FIFA 2022: Human Rights Concerns
The controversial decision to host the 2022 FIFA Men’s World Cup in November in Qatar has caused concern among individuals and organisations.
2022 will be the first time a World Cup Final has been held in the Middle East or at this time of year. With a population of 2.9 million, Qatar is one of the most affluent countries in the world due to its gas and oil exports. The country also violates the human rights of LGBTQIA+ people, sentencing those found to have engaged in same-sex relationships to as much as seven years in prison.
After a UEFA task force (led by FA CEO Mark Bullingham) travelled to Qatar for a 3rd planning visit, for meetings held with several agencies, including Qatar’s ruling Supreme Committee and their FA, as well as human rights organisations.
UEFA said: “Progress has been made but it was clear from individual experiences that more awareness of the new laws is needed across both workers and employers.” “The remaining months before the tournament present further opportunities for important and necessary changes.”
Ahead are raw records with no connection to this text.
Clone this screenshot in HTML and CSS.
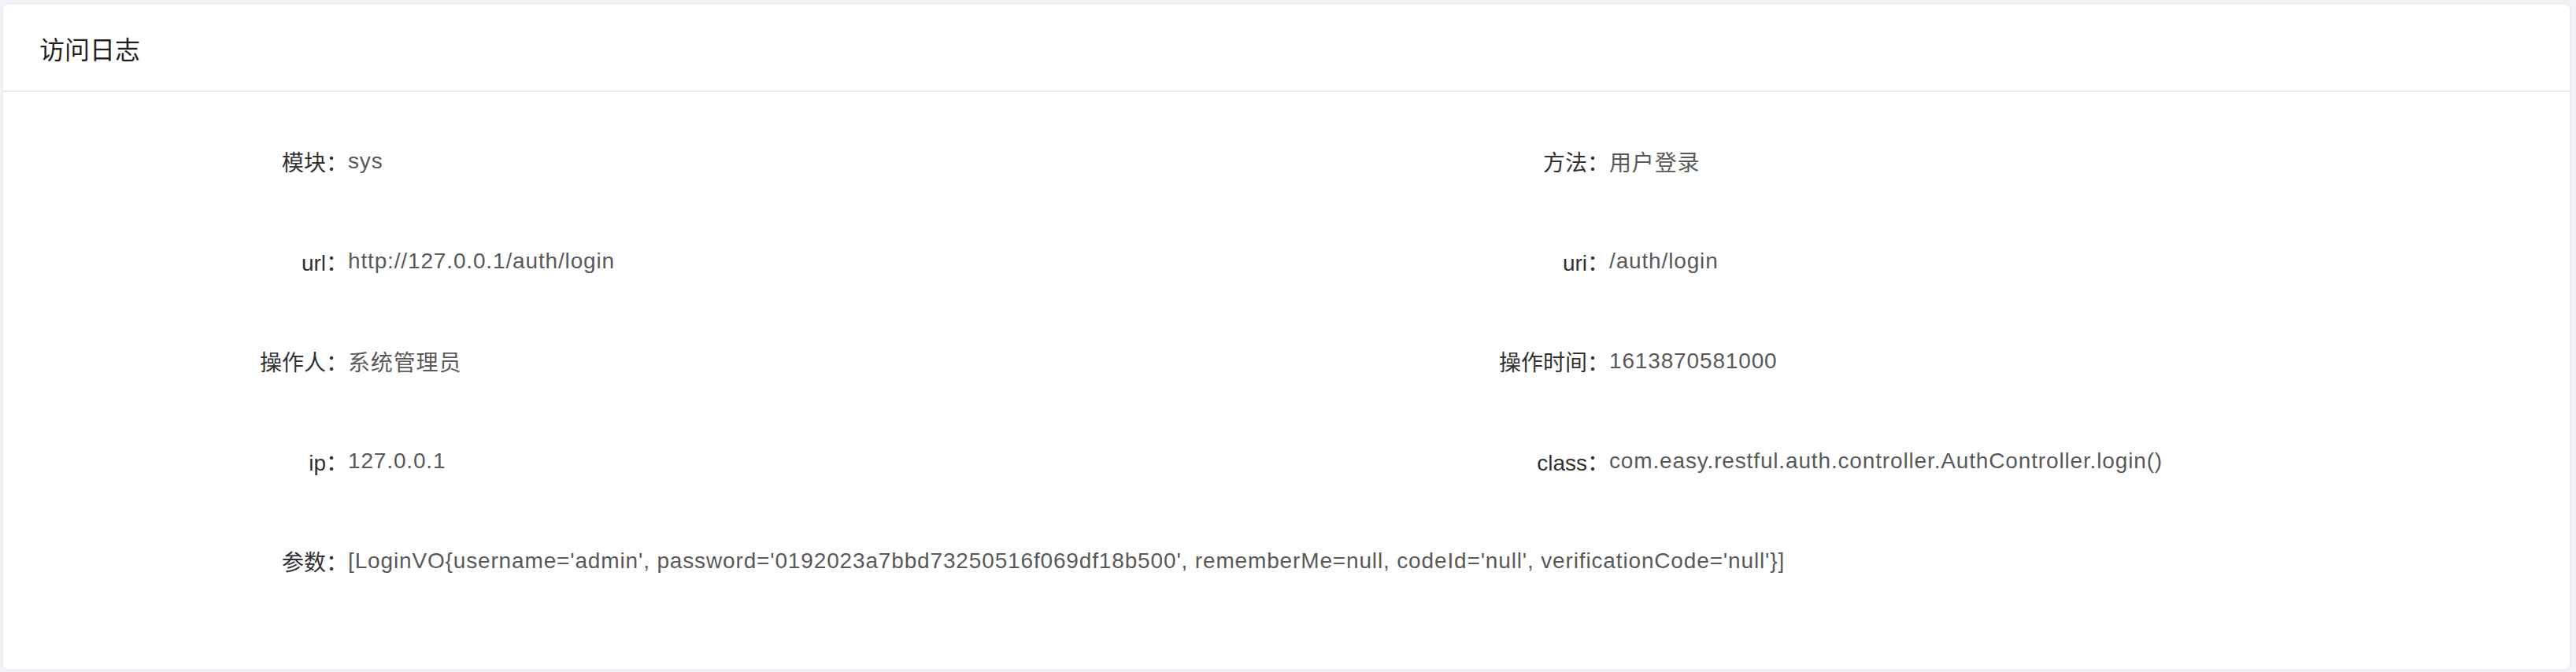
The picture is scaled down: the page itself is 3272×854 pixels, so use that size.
FILE: index.html
```html
<!DOCTYPE html>
<html lang="zh-CN">
<head>
<meta charset="utf-8">
<title>访问日志</title>
<link rel="stylesheet" href="styles.css">
</head>
<body>
<div class="page">
  <div class="card">
    <div class="card-header">访问日志</div>
    <div class="card-body">
      <div class="form">
        <div class="item"><span class="label">模块：</span><span class="value">sys</span></div>
        <div class="item"><span class="label">方法：</span><span class="value">用户登录</span></div>
        <div class="item"><span class="label">url：</span><span class="value">http://127.0.0.1/auth/login</span></div>
        <div class="item"><span class="label">uri：</span><span class="value">/auth/login</span></div>
        <div class="item"><span class="label">操作人：</span><span class="value">系统管理员</span></div>
        <div class="item"><span class="label">操作时间：</span><span class="value">1613870581000</span></div>
        <div class="item"><span class="label">ip：</span><span class="value">127.0.0.1</span></div>
        <div class="item"><span class="label">class：</span><span class="value">com.easy.restful.auth.controller.AuthController.login()</span></div>
        <div class="item full"><span class="label">参数：</span><span class="value">[LoginVO{username='admin', password='0192023a7bbd73250516f069df18b500', rememberMe=null, codeId='null', verificationCode='null'}]</span></div>
      </div>
    </div>
  </div>
</div>
</body>
</html>
```
FILE: styles.css
```css
html, body {
  margin: 0;
  padding: 0;
  background: #f0f2f5;
}
body {
  font-family: "Liberation Sans", "Noto Sans CJK SC", sans-serif;
  color: #303133;
}
.page {
  box-sizing: border-box;
  height: 100vh;
  padding: 4px 6px 2px 2px;
  display: flex;
  flex-direction: column;
}
.card {
  flex: 1;
  background: #fff;
  border: 2px solid #ebeef5;
  border-radius: 8px;
  overflow: hidden;
}
.card-header {
  height: 109px;
  padding: 0 46px;
  display: flex;
  align-items: center;
  font-size: 32px;
  color: #1f1f1f;
  border-bottom: 2px solid #e8e8e8;
}
.card-body {
  padding: 48px 16px 48px 40px;
}
.form {
  display: grid;
  grid-template-columns: 1fr 1fr;
  row-gap: 47px;
}
.item {
  display: flex;
  align-items: center;
  height: 80px;
  font-size: 28px;
}
.item.full {
  grid-column: 1 / -1;
}
.label {
  width: 398px;
  flex-shrink: 0;
  text-align: right;
  color: #303133;
}
.value {
  color: #595959;
  white-space: nowrap;
  letter-spacing: 0.85px;
}
```
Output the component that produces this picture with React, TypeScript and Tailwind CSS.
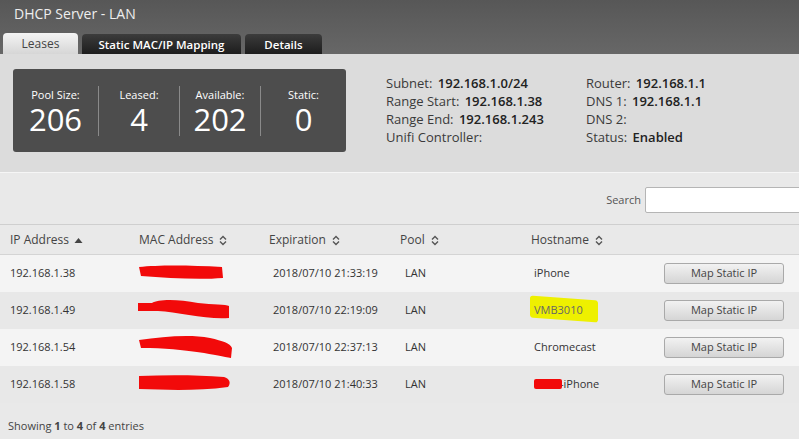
import React from "react";

const SortBoth = () => (
  <svg width="8" height="11" viewBox="0 0 8 11" className="ml-[6px] inline-block">
    <path d="M1 4.5 L4 1.5 L7 4.5" fill="none" stroke="#555" strokeWidth="1.4" />
    <path d="M1 6.5 L4 9.5 L7 6.5" fill="none" stroke="#555" strokeWidth="1.4" />
  </svg>
);

const SortUp = () => (
  <svg width="9" height="7" viewBox="0 0 9 7" className="ml-[5px] inline-block">
    <path d="M0.5 6 L4.5 1 L8.5 6 Z" fill="#444" />
  </svg>
);

const Scribble = ({ d, w, h }: { d: string; w: number; h: number }) => (
  <svg width={w} height={h} viewBox={`0 0 ${w} ${h}`} className="absolute left-0 top-0">
    <path d={d} fill="#f20a0a" />
  </svg>
);

type Row = {
  ip: string;
  exp: string;
  host: React.ReactNode;
  bg: string;
  scribble: React.ReactNode;
};

const rows: Row[] = [
  {
    ip: "192.168.1.38",
    exp: "2018/07/10 21:33:19",
    host: <span>iPhone</span>,
    bg: "bg-[#f4f4f4]",
    scribble: (
      <div className="relative w-[90px] h-[20px] -mt-[2px]">
        <Scribble w={90} h={20} d="M1 4 C20 2 50 2 84 4 L85 15 C60 17 30 15 3 13 Z" />
      </div>
    ),
  },
  {
    ip: "192.168.1.49",
    exp: "2018/07/10 22:19:09",
    host: (
      <span className="relative inline-block">
        <span className="absolute -left-[4px] -top-[4px] w-[68px] h-[22px] bg-[#eef000] rounded-[3px] [transform:skewY(4deg)]" />
        <span className="relative text-[#666]">VMB3010</span>
      </span>
    ),
    bg: "bg-[#e8e8e8]",
    scribble: (
      <div className="relative w-[95px] h-[24px] -mt-[2px]">
        <Scribble w={95} h={24} d="M0 5 L14 5 C20 1 40 1 60 5 C75 7 88 6 91 8 L91 20 C70 22 40 14 20 13 L0 13 Z" />
      </div>
    ),
  },
  {
    ip: "192.168.1.54",
    exp: "2018/07/10 22:37:13",
    host: <span>Chromecast</span>,
    bg: "bg-[#f4f4f4]",
    scribble: (
      <div className="relative w-[96px] h-[26px] -mt-[2px]">
        <Scribble w={96} h={26} d="M1 6 C25 3 50 0 72 4 C85 7 92 9 94 14 L93 24 C80 22 50 14 3 14 Z" />
      </div>
    ),
  },
  {
    ip: "192.168.1.58",
    exp: "2018/07/10 21:40:33",
    host: (
      <span className="relative inline-block">
        <span className="absolute left-0 top-[3px] w-[28px] h-[10px] bg-[#f20a0a] rounded-[2px]" />
        <span className="pl-[26px]">-iPhone</span>
      </span>
    ),
    bg: "bg-[#e8e8e8]",
    scribble: (
      <div className="relative w-[94px] h-[22px] -mt-[2px]">
        <Scribble w={94} h={22} d="M1 3 C30 2 60 2 86 4 C92 6 93 10 90 14 C60 18 30 17 1 16 Z" />
      </div>
    ),
  },
];

export default function App() {
  return (
    <div className="w-[799px] h-[439px] overflow-hidden bg-[#e9e9e9] font-['Open_Sans',sans-serif] text-[#333]">
      {/* Header */}
      <div className="h-[54px] bg-gradient-to-b from-[#575757] to-[#676767] flex flex-col">
        <div className="h-[33px] pl-[14px] pt-[4px] text-[14px] text-[#eeeeee] leading-[20px]">DHCP Server - LAN</div>
        <div className="flex items-end pl-[3px] gap-[4px] h-[21px]">
          <div className="w-[75px] h-[21px] rounded-t-[4px] bg-gradient-to-b from-[#f4f4f4] to-[#d6d6d6] text-[#444] text-[12px] flex items-center justify-center pt-[1px]">
            Leases
          </div>
          <div className="w-[159px] h-[20px] rounded-t-[4px] bg-gradient-to-b from-[#3c3c3c] to-[#1d1d1d] text-white font-semibold text-[11.5px] flex items-center justify-center pt-[1px]">
            Static MAC/IP Mapping
          </div>
          <div className="w-[77px] h-[20px] rounded-t-[4px] bg-gradient-to-b from-[#3c3c3c] to-[#1d1d1d] text-white font-semibold text-[11.5px] flex items-center justify-center pt-[1px]">
            Details
          </div>
        </div>
      </div>

      {/* Summary */}
      <div className="h-[119px] bg-[#dcdcdc] flex items-start pt-[15px] pl-[13px] border-b border-[#f6f6f6]">
        <div className="w-[333px] h-[83px] bg-[#4d4d4d] rounded-[3px] flex items-center text-white">
          {[
            { l: "Pool Size:", v: "206", w: "w-[85px]" },
            { l: "Leased:", v: "4", w: "w-[81px]" },
            { l: "Available:", v: "202", w: "w-[81px]" },
            { l: "Static:", v: "0", w: "w-[86px]" },
          ].map((s, i) => (
            <div key={s.l} className={`${s.w} h-[50px] flex flex-col items-center ${i > 0 ? "border-l border-[#8a8a8a]" : ""}`}>
              <div className="text-[11px] leading-[13px] mt-[2px]">{s.l}</div>
              <div className="text-[31px] leading-[30px] mt-[3px]">{s.v}</div>
            </div>
          ))}
        </div>
        <div className="ml-[40px] mt-[5px] grid grid-cols-[200px_200px] text-[13px] leading-[18px] text-[#3a3a3a]">
          <div>
            <div>Subnet: <b className="ml-[2px] font-semibold text-[#222]">192.168.1.0/24</b></div>
            <div>Range Start: <b className="ml-[2px] font-semibold text-[#222]">192.168.1.38</b></div>
            <div>Range End: <b className="ml-[2px] font-semibold text-[#222]">192.168.1.243</b></div>
            <div>Unifi Controller:</div>
          </div>
          <div>
            <div>Router: <b className="ml-[2px] font-semibold text-[#222]">192.168.1.1</b></div>
            <div>DNS 1: <b className="ml-[2px] font-semibold text-[#222]">192.168.1.1</b></div>
            <div>DNS 2:</div>
            <div>Status: <b className="ml-[2px] font-semibold text-[#222]">Enabled</b></div>
          </div>
        </div>
      </div>

      {/* Search */}
      <div className="h-[52px] flex items-center justify-end border-b border-[#cfcfcf] pt-[2px]">
        <span className="text-[11px] text-[#555] mr-[4px] pt-[2px]">Search</span>
        <div className="w-[160px] h-[26px] bg-white border border-[#b5b5b5] rounded-l-[2px] -mr-[6px]" />
      </div>

      {/* Table header */}
      <div className="h-[30px] flex items-center text-[12px] text-[#444] border-b border-[#d4d4d4] pt-[1px]">
        <div className="w-[129px] pl-[10px] flex items-center">IP Address<SortUp /></div>
        <div className="w-[130px] pl-[10px] flex items-center">MAC Address<SortBoth /></div>
        <div className="w-[131px] pl-[10px] flex items-center">Expiration<SortBoth /></div>
        <div className="w-[131px] pl-[10px] flex items-center">Pool<SortBoth /></div>
        <div className="pl-[10px] flex items-center">Hostname<SortBoth /></div>
      </div>

      {/* Rows */}
      {rows.map((r) => (
        <div key={r.ip} className={`h-[37px] flex items-center text-[11px] text-[#333] ${r.bg}`}>
          <div className="w-[129px] pl-[10px]">{r.ip}</div>
          <div className="w-[134px] pl-[9px] h-[20px] flex items-center">{r.scribble}</div>
          <div className="w-[132px] pl-[10px]">{r.exp}</div>
          <div className="w-[129px] pl-[10px]">LAN</div>
          <div className="w-[140px] pl-[10px] flex items-center">{r.host}</div>
          <button className="w-[120px] h-[21px] border border-[#a9a9a9] rounded-[3px] bg-gradient-to-b from-[#f2f2f2] to-[#d5d5d5] text-[11px] text-[#444]">
            Map Static IP
          </button>
        </div>
      ))}

      {/* Footer */}
      <div className="pt-[15px] pl-[8px] text-[11px] text-[#444]">
        Showing <b>1</b> to <b>4</b> of <b>4</b> entries
      </div>
    </div>
  );
}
UEFA maintained: “The visit reinforced that changes are taking place and acknowledged that the World Cup has accelerated change positively. “However, the discussions emphasised the need for comprehensive efforts, both before and after the World Cup, to ensure that football continues to serve as a positive catalyst for change.”
QATARI World Cup officials assured gay fans they will not suffer persecution if they visit the country in November.
The World Cup’s organisers have replied that “everyone is welcome” but confirmed that Qatar will not relax its laws on homosexuality during the event. Groups representing gay football fans have asked the Qatar government to “guarantee their safety”.
Some Wales fans have said they will boycott the tournament, despite their team having qualified.